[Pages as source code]

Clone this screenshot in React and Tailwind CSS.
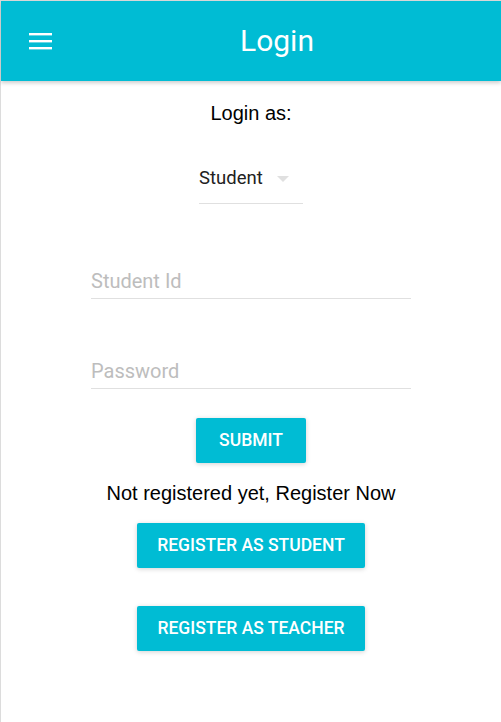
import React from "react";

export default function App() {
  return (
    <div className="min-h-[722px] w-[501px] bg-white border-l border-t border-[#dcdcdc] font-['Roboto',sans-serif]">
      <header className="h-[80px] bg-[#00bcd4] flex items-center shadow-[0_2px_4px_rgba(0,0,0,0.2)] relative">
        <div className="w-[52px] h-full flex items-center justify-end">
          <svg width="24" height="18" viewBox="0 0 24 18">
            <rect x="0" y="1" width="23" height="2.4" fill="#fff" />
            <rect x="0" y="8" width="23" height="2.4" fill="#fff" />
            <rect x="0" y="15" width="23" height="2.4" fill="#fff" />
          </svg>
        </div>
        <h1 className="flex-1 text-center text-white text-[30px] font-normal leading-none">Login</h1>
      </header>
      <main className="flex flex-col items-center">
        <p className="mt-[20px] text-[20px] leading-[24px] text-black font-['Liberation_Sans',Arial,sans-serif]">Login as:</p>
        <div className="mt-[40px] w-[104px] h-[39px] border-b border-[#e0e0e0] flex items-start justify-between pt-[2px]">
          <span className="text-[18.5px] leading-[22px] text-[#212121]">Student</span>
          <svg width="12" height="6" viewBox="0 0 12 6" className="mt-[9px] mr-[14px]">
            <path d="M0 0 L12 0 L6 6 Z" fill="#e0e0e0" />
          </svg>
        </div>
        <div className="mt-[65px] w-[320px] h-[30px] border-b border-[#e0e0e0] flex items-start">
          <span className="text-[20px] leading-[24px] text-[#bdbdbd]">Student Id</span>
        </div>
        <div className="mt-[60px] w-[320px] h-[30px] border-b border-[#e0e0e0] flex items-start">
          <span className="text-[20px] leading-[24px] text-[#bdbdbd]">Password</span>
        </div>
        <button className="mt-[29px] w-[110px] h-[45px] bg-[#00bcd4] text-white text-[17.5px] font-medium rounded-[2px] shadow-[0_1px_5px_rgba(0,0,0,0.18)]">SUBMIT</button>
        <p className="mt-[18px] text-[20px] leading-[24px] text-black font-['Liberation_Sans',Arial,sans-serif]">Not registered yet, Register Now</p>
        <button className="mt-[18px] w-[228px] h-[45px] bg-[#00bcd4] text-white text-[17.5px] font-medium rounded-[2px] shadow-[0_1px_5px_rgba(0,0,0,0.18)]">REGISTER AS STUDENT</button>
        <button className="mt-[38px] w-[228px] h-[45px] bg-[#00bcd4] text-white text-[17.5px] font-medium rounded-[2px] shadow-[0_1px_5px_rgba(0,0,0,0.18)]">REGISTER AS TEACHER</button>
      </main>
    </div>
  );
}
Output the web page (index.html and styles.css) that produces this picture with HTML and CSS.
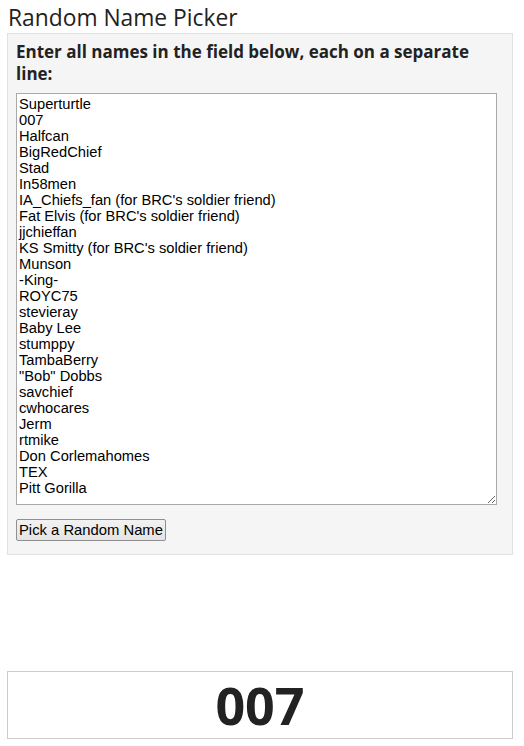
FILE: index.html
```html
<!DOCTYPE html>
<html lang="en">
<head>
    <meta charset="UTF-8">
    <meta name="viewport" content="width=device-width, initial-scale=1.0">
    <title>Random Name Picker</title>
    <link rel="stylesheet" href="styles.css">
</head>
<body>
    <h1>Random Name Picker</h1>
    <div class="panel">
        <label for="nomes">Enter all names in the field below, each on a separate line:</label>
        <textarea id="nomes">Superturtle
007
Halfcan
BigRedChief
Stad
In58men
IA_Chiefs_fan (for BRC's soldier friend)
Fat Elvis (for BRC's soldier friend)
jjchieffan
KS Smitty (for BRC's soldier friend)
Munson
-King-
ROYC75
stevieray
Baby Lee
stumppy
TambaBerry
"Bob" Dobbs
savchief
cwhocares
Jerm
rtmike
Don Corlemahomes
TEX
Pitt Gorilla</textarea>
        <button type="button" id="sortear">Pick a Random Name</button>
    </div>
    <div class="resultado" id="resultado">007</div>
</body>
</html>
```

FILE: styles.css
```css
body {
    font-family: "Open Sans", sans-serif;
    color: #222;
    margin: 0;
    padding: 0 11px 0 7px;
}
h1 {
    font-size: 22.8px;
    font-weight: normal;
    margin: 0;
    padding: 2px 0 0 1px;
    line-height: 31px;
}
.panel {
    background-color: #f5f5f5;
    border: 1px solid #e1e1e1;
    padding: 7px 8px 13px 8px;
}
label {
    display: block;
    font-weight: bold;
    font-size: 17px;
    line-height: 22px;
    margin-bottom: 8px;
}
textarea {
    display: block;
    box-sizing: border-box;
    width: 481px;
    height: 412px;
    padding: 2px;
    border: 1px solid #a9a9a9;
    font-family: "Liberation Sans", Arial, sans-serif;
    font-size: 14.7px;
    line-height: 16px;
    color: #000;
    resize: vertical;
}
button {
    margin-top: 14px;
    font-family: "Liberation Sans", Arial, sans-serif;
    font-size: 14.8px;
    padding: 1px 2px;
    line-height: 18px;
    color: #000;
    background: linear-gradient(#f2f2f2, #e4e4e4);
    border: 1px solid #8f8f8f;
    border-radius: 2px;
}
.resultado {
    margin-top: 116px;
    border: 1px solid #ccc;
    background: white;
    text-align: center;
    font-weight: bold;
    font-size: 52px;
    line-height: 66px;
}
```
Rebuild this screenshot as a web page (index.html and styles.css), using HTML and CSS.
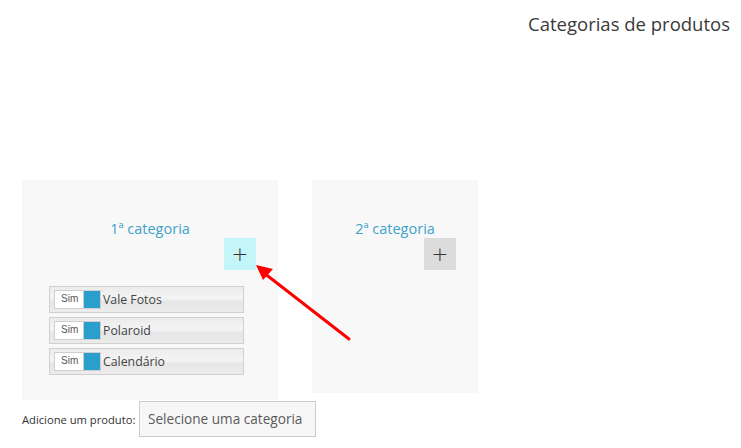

SET PROBLEM: Reproduce each line exactly as it appears, omitting the pictures.

SOLVED EXERCISE:
Clone this screenshot in React and Tailwind CSS.
import React from "react";

export default function App() {
  return (
    <div className="min-h-[722px] w-[501px] bg-white border-l border-t border-[#dcdcdc] font-['Roboto',sans-serif]">
      <header className="h-[80px] bg-[#00bcd4] flex items-center shadow-[0_2px_4px_rgba(0,0,0,0.2)] relative">
        <div className="w-[52px] h-full flex items-center justify-end">
          <svg width="24" height="18" viewBox="0 0 24 18">
            <rect x="0" y="1" width="23" height="2.4" fill="#fff" />
            <rect x="0" y="8" width="23" height="2.4" fill="#fff" />
            <rect x="0" y="15" width="23" height="2.4" fill="#fff" />
          </svg>
        </div>
        <h1 className="flex-1 text-center text-white text-[30px] font-normal leading-none">Login</h1>
      </header>
      <main className="flex flex-col items-center">
        <p className="mt-[20px] text-[20px] leading-[24px] text-black font-['Liberation_Sans',Arial,sans-serif]">Login as:</p>
        <div className="mt-[40px] w-[104px] h-[39px] border-b border-[#e0e0e0] flex items-start justify-between pt-[2px]">
          <span className="text-[18.5px] leading-[22px] text-[#212121]">Student</span>
          <svg width="12" height="6" viewBox="0 0 12 6" className="mt-[9px] mr-[14px]">
            <path d="M0 0 L12 0 L6 6 Z" fill="#e0e0e0" />
          </svg>
        </div>
        <div className="mt-[65px] w-[320px] h-[30px] border-b border-[#e0e0e0] flex items-start">
          <span className="text-[20px] leading-[24px] text-[#bdbdbd]">Student Id</span>
        </div>
        <div className="mt-[60px] w-[320px] h-[30px] border-b border-[#e0e0e0] flex items-start">
          <span className="text-[20px] leading-[24px] text-[#bdbdbd]">Password</span>
        </div>
        <button className="mt-[29px] w-[110px] h-[45px] bg-[#00bcd4] text-white text-[17.5px] font-medium rounded-[2px] shadow-[0_1px_5px_rgba(0,0,0,0.18)]">SUBMIT</button>
        <p className="mt-[18px] text-[20px] leading-[24px] text-black font-['Liberation_Sans',Arial,sans-serif]">Not registered yet, Register Now</p>
        <button className="mt-[18px] w-[228px] h-[45px] bg-[#00bcd4] text-white text-[17.5px] font-medium rounded-[2px] shadow-[0_1px_5px_rgba(0,0,0,0.18)]">REGISTER AS STUDENT</button>
        <button className="mt-[38px] w-[228px] h-[45px] bg-[#00bcd4] text-white text-[17.5px] font-medium rounded-[2px] shadow-[0_1px_5px_rgba(0,0,0,0.18)]">REGISTER AS TEACHER</button>
      </main>
    </div>
  );
}
Output the web page (index.html and styles.css) that produces this picture with HTML and CSS.
FILE: index.html
```html
<!DOCTYPE html>
<html lang="en">
<head>
    <meta charset="UTF-8">
    <meta name="viewport" content="width=device-width, initial-scale=1.0">
    <title>Random Name Picker</title>
    <link rel="stylesheet" href="styles.css">
</head>
<body>
    <h1>Random Name Picker</h1>
    <div class="panel">
        <label for="nomes">Enter all names in the field below, each on a separate line:</label>
        <textarea id="nomes">Superturtle
007
Halfcan
BigRedChief
Stad
In58men
IA_Chiefs_fan (for BRC's soldier friend)
Fat Elvis (for BRC's soldier friend)
jjchieffan
KS Smitty (for BRC's soldier friend)
Munson
-King-
ROYC75
stevieray
Baby Lee
stumppy
TambaBerry
"Bob" Dobbs
savchief
cwhocares
Jerm
rtmike
Don Corlemahomes
TEX
Pitt Gorilla</textarea>
        <button type="button" id="sortear">Pick a Random Name</button>
    </div>
    <div class="resultado" id="resultado">007</div>
</body>
</html>
```

FILE: styles.css
```css
body {
    font-family: "Open Sans", sans-serif;
    color: #222;
    margin: 0;
    padding: 0 11px 0 7px;
}
h1 {
    font-size: 22.8px;
    font-weight: normal;
    margin: 0;
    padding: 2px 0 0 1px;
    line-height: 31px;
}
.panel {
    background-color: #f5f5f5;
    border: 1px solid #e1e1e1;
    padding: 7px 8px 13px 8px;
}
label {
    display: block;
    font-weight: bold;
    font-size: 17px;
    line-height: 22px;
    margin-bottom: 8px;
}
textarea {
    display: block;
    box-sizing: border-box;
    width: 481px;
    height: 412px;
    padding: 2px;
    border: 1px solid #a9a9a9;
    font-family: "Liberation Sans", Arial, sans-serif;
    font-size: 14.7px;
    line-height: 16px;
    color: #000;
    resize: vertical;
}
button {
    margin-top: 14px;
    font-family: "Liberation Sans", Arial, sans-serif;
    font-size: 14.8px;
    padding: 1px 2px;
    line-height: 18px;
    color: #000;
    background: linear-gradient(#f2f2f2, #e4e4e4);
    border: 1px solid #8f8f8f;
    border-radius: 2px;
}
.resultado {
    margin-top: 116px;
    border: 1px solid #ccc;
    background: white;
    text-align: center;
    font-weight: bold;
    font-size: 52px;
    line-height: 66px;
}
```
Rebuild this screenshot as a web page (index.html and styles.css), using HTML and CSS.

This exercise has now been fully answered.